* _Required work_
From the listing below, return each line that includes "this".

* _Available data_
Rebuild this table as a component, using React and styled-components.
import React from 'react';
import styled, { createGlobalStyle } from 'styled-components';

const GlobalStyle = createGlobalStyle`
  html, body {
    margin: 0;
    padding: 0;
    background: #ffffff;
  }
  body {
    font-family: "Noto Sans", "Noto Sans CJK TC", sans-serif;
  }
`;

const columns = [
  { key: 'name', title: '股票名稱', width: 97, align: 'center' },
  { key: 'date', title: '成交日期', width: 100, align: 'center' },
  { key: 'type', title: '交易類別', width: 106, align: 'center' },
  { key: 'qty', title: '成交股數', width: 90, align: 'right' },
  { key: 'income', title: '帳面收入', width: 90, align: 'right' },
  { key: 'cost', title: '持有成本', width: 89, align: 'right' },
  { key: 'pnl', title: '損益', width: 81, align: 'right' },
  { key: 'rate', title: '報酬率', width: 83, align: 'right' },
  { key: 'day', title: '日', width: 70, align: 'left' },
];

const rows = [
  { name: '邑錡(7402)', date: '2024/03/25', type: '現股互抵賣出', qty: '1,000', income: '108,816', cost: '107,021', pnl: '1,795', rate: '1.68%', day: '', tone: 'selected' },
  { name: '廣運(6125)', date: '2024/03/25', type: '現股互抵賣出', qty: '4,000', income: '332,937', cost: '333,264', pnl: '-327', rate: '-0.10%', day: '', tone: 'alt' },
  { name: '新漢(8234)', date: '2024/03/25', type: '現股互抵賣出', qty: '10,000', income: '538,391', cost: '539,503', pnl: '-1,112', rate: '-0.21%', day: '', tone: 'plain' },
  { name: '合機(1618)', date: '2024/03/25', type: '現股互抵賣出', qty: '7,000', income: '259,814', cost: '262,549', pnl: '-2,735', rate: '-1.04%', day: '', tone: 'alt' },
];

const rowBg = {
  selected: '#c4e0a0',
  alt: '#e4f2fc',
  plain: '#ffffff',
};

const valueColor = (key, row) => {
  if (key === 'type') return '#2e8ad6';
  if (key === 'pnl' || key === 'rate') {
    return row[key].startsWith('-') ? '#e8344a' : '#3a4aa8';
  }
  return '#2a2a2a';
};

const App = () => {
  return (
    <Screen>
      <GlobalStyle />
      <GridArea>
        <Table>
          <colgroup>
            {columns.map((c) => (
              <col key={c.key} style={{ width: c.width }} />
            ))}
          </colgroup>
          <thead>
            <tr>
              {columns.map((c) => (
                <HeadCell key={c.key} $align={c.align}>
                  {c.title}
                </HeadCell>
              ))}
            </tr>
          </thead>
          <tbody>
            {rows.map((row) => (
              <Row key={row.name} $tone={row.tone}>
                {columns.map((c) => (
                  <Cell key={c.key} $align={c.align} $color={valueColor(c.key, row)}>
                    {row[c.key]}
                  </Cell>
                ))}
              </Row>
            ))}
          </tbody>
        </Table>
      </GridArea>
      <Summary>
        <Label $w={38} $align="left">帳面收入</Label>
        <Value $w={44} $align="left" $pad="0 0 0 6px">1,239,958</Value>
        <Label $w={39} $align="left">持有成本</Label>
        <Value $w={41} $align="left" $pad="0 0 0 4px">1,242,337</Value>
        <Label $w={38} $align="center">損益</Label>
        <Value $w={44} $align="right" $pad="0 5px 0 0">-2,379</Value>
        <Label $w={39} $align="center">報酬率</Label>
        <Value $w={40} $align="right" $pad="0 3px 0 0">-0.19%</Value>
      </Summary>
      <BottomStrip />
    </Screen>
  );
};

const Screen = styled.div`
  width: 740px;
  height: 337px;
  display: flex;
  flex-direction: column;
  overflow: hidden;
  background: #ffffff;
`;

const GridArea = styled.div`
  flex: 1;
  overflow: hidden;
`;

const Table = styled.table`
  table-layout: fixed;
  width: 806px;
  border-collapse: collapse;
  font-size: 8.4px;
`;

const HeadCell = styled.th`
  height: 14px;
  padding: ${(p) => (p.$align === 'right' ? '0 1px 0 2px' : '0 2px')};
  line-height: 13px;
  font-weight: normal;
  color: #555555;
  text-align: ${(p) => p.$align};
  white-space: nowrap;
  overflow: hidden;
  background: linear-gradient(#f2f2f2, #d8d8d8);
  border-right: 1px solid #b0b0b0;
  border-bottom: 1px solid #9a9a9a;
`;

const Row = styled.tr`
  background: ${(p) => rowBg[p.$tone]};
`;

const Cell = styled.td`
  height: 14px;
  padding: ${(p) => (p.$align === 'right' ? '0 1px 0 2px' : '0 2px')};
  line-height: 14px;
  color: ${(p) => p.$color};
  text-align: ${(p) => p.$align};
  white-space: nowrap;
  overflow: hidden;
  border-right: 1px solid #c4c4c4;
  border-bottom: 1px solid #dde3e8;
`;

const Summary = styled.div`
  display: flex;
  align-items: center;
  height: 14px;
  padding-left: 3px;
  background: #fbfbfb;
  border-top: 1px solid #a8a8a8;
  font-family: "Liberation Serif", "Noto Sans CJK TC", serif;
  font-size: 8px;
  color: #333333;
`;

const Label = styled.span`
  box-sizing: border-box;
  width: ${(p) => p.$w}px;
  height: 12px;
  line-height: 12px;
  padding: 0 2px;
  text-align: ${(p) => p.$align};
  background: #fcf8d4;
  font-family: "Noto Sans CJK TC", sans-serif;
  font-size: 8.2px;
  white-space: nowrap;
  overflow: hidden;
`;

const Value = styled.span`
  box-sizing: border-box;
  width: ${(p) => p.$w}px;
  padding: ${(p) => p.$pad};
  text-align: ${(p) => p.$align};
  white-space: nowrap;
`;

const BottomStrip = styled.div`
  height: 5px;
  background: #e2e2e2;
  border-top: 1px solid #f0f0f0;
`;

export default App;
* * *
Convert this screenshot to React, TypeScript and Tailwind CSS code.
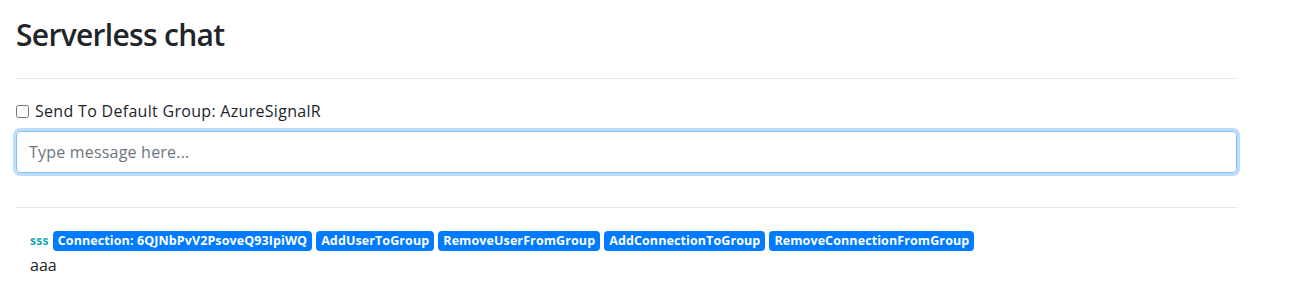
--
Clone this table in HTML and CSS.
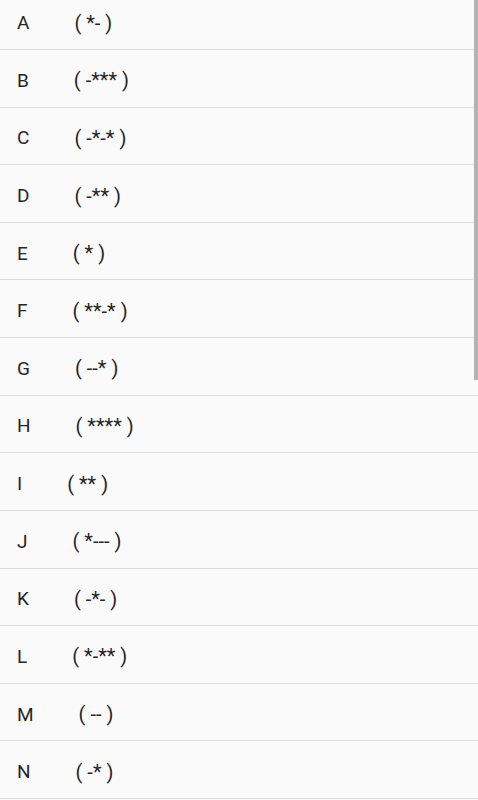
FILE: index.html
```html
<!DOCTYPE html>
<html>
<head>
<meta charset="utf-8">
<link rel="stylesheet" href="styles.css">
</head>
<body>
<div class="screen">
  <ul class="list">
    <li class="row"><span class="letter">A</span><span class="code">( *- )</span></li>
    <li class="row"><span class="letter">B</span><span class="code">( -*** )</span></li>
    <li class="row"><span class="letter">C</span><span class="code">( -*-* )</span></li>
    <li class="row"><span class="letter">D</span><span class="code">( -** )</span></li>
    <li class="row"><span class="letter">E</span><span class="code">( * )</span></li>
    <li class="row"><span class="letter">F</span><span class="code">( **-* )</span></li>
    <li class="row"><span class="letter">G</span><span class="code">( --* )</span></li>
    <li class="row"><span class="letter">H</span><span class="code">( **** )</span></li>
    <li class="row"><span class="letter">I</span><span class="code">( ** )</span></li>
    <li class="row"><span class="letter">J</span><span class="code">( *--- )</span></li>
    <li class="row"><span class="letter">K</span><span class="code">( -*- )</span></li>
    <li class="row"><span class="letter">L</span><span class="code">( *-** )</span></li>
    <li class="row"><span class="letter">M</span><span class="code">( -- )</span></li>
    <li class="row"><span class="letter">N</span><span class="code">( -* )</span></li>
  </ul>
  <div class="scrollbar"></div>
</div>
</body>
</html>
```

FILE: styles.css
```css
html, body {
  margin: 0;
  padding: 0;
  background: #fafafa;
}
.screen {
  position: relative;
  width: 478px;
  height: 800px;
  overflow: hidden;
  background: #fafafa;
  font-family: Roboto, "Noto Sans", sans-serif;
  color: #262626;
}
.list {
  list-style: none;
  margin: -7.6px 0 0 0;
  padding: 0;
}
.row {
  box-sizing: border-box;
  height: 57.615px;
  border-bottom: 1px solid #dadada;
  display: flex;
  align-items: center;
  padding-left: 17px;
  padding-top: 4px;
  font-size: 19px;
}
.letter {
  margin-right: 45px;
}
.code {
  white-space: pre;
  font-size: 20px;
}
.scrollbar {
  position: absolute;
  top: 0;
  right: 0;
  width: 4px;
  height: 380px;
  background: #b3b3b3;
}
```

* _Correct answer_
Rebuild this table as a component, using React and styled-components.
Convert this screenshot to React, TypeScript and Tailwind CSS code.
Clone this table in HTML and CSS.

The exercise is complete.